Et tout ce qui entoure le CH, émissions, contenu exclusif, archives, coulisses, passe désormais par les plateformes du groupe Bell.
On ne serait pas étonné que Crave ramasse quelques matchs parmi les 39 restants et les séries éliminatoires.
La série La reconstruction, produite en partenariat avec le CH, a d’ailleurs été la série la plus visionnée sur Crave en 2024, surpassant même certaines productions anglophones.

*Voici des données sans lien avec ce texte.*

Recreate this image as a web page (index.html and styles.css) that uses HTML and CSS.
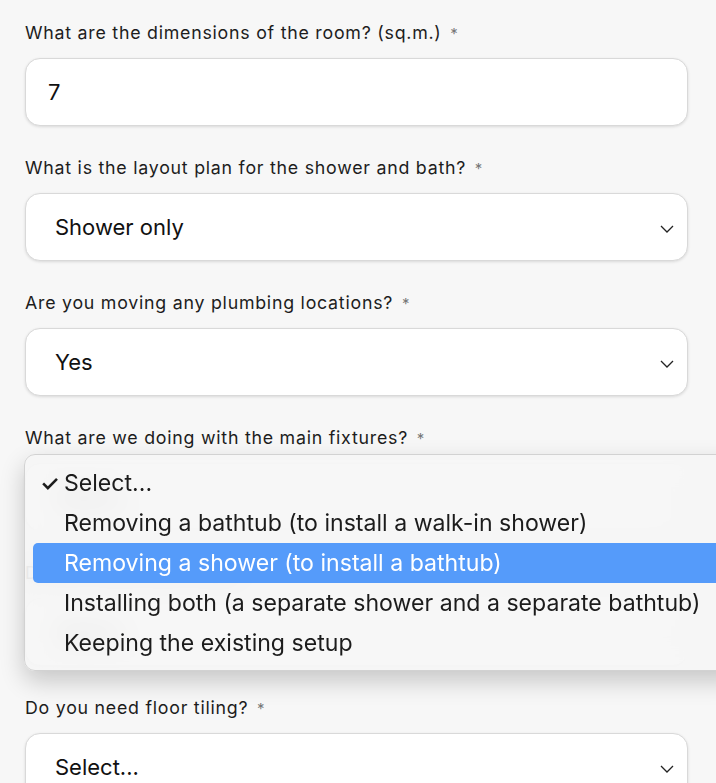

Une vitrine parfaite pour consolider la relation entre Bell et le Canadien, mais aussi une preuve que le public québécois suit déjà le virage numérique.
À Montréal, du côté de TVA Sports, le silence en dit plus que mille communiqués.
Les journalistes attendent un signe, les employés attendent un mot.
Mais rien ne vient.
Pas de message de Péladeau.
Pas d’entrevue de Neveu.
Rien.
Dans les bureaux, l’ambiance est lourde. Certains employés ont déjà envoyé leur CV ailleurs. D’autres espèrent un miracle.
“On est dans le noir complet”, confie un technicien.
“On apprend les nouvelles par les journaux. On sait juste que tout se joue maintenant.”
Et tout se joue, effectivement, dans un silence glacial.
Ce n’est pas encore fini. Mais tout indique que le compte à rebours est commencé.
Bell a consolidé ses positions.
Rogers détient la clé.
Amazon entre dans le jeu.
Et TVA Sports, pendant ce temps, se bat pour quelques miettes.
Tant que Québecor ne parle pas, l’espoir subsiste.
Mais plus les jours passent, plus l'inquiétude grandit.
Le hockey québécois entre dans une nouvelle ère.
Une ère de plateformes, d’abonnements, et de contenus exclusifs.
Et dans cette ère numérique, TVA Sports tente de sortir la tête de l'eau.